At Home With Monsters

  Do you like scary stories? I still remember the thrill of reading my first Edgar Allen Poe tale and wanting more. When I viewed the special exhibit at the Los Angeles County Museum of Art (LACMA) on director Guillermo del Toro’s collection, I found a number of familiar macabre literary references,  including life-size statues of authors H.P. Lovecraft, dubbed “The King of Weird” by the New York Review of Books, and Edgar Allan Poe.

   
And the seven foot face of Mary Shelley’s Frankenstein peering down at me from a balcony.   
 The exhibit – At Home With Monsters – includes over five hundred sculptures, paintings, costumes and books from the filmmaker’s private collection and offers an unusual look inside the creative process that converts stories into film.

I was drawn to exhibits showcasing the connection between books and film.  A short film brought Poe’s “The Tell-Tale Heart” to life, with storyboards and illustrated  notebooks, and Lovecraft’s stories of vampires and the pale man emerged in del Toro’s depictions in the films Blade II and Pan’s Labyrinth. 
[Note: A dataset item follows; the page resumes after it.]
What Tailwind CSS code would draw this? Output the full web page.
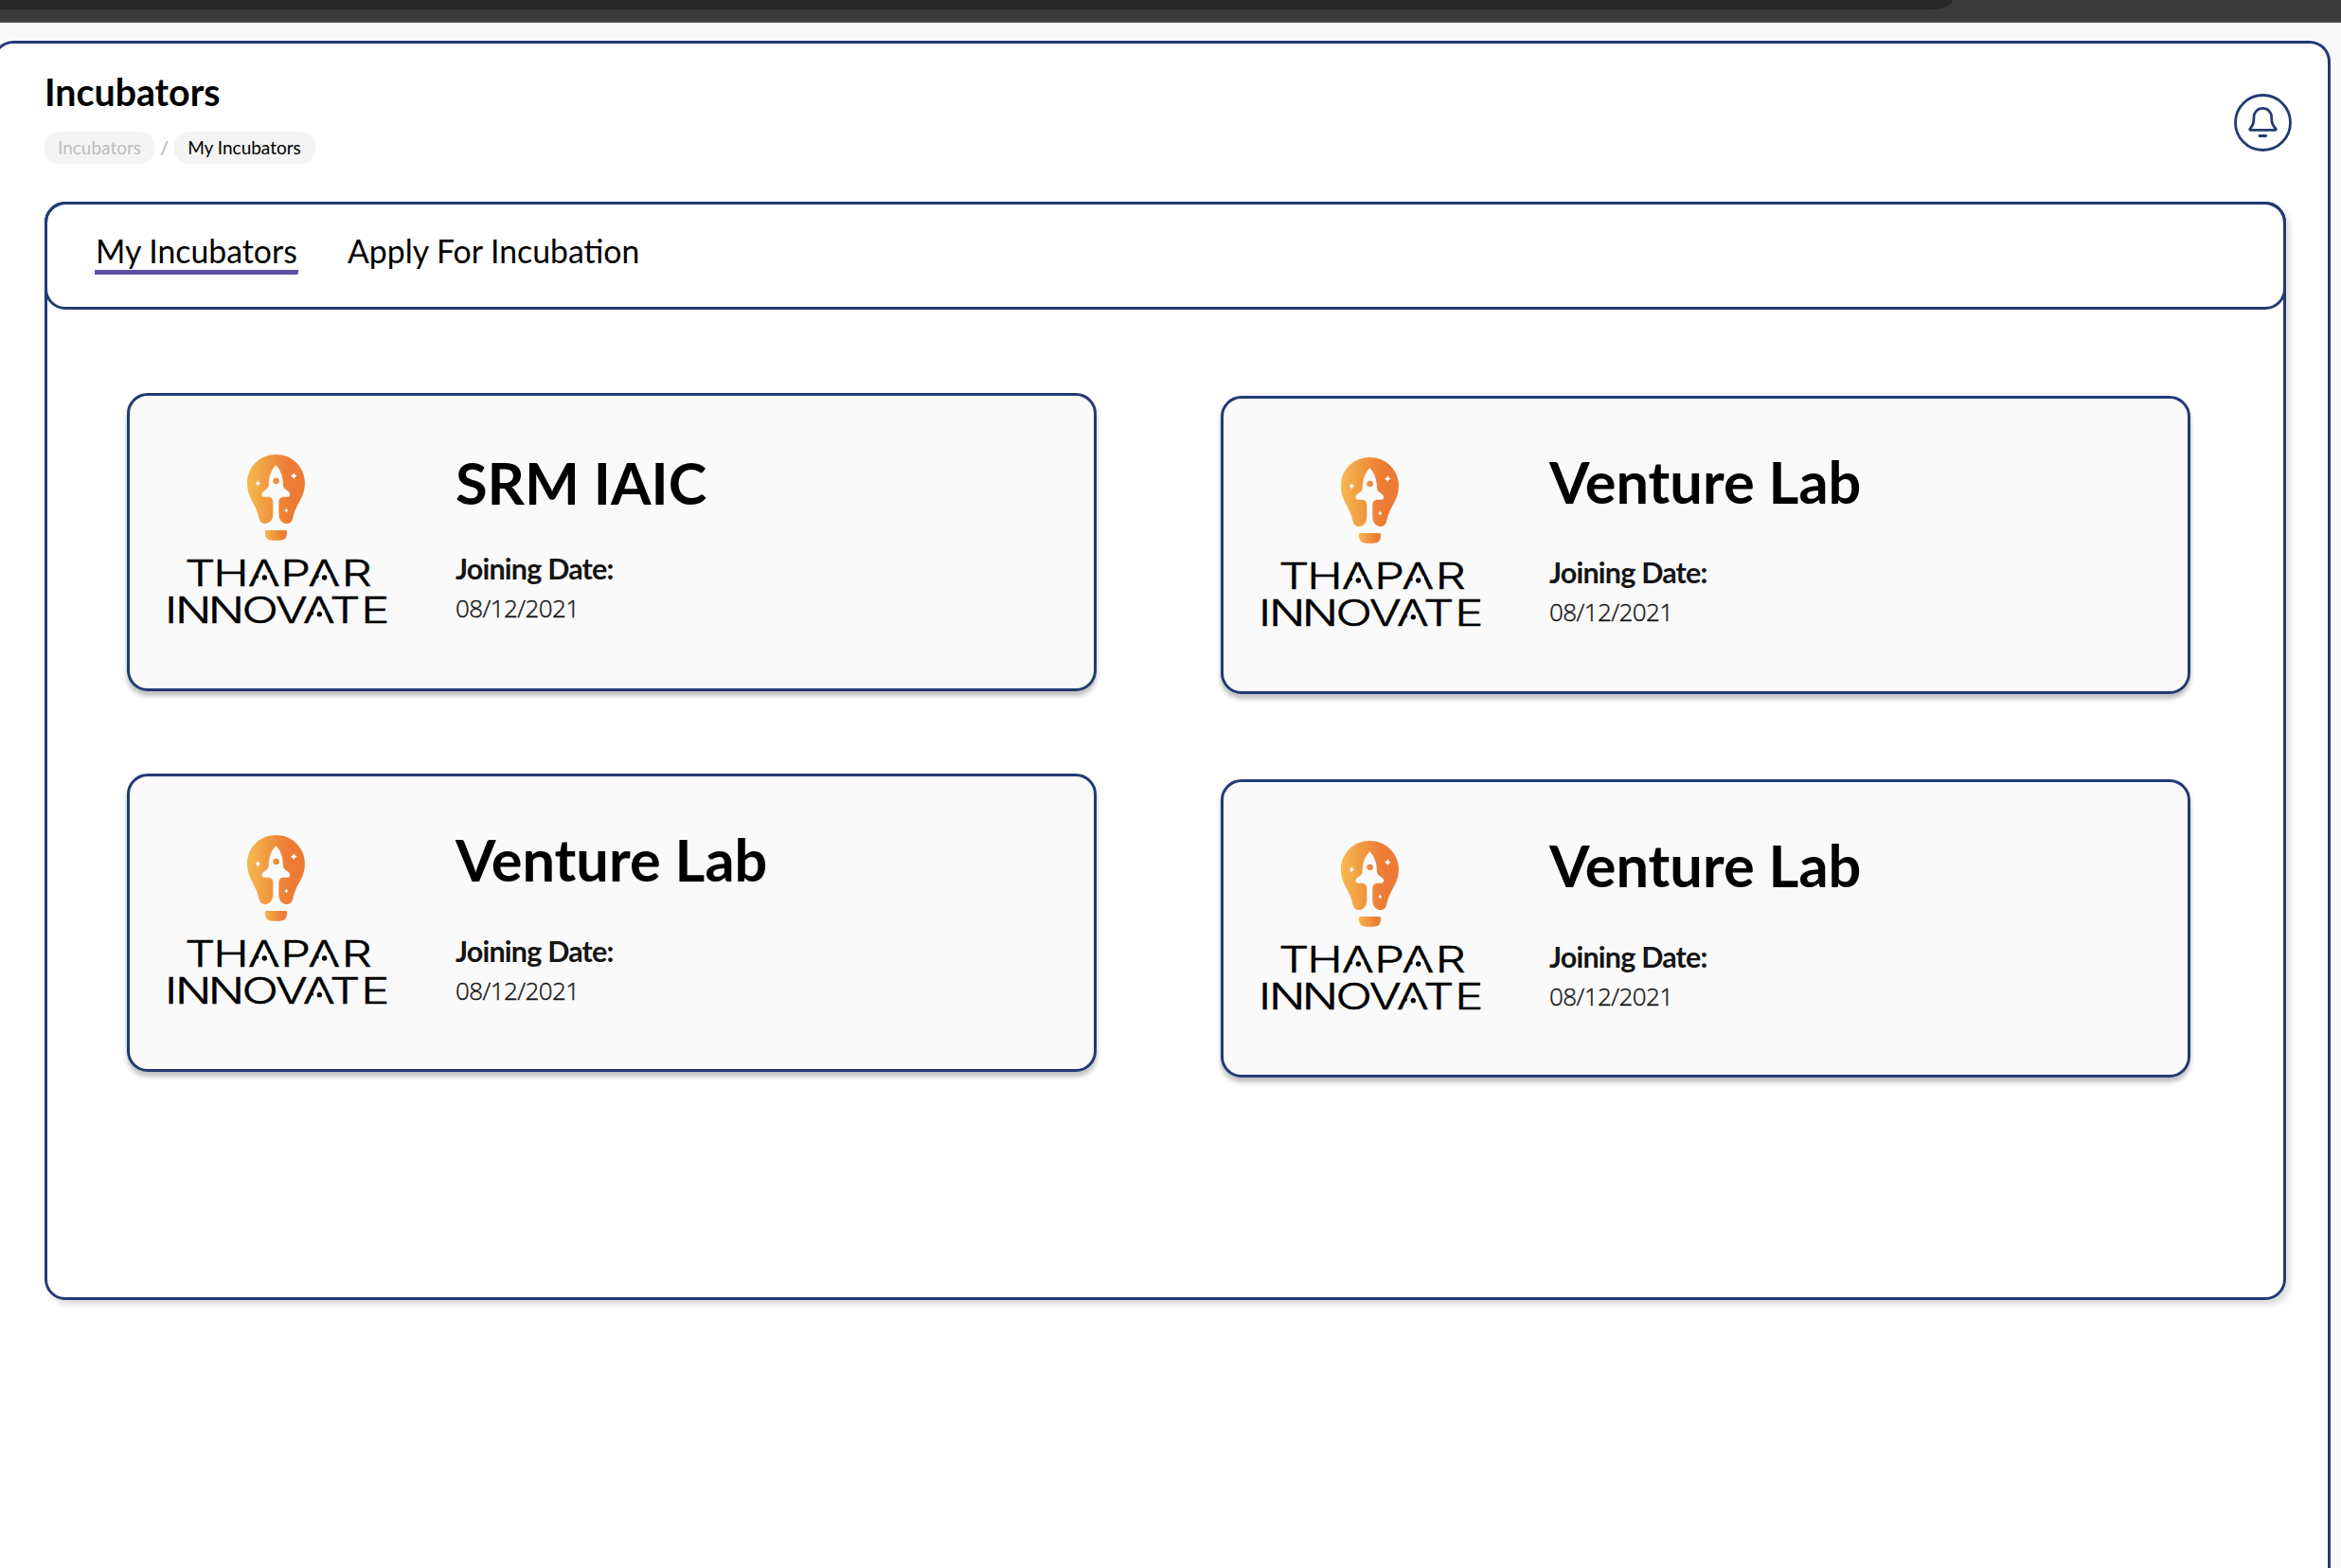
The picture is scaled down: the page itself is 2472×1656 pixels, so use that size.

One of the most touching exhibits focused on a freak show at Venice Beach where del Toro notes “normal people are capable of monstrous behavior toward those who are different.”

Although the dimmed lighting in some rooms and sound effects in others added to the atmosphere, the monsters on show were not so scary.  Del Toro says, “The real monsters in our lives are in fancy tailored suits. There’s nothing more scary than people that are profoundly ignorant and profoundly certain. They always go together.”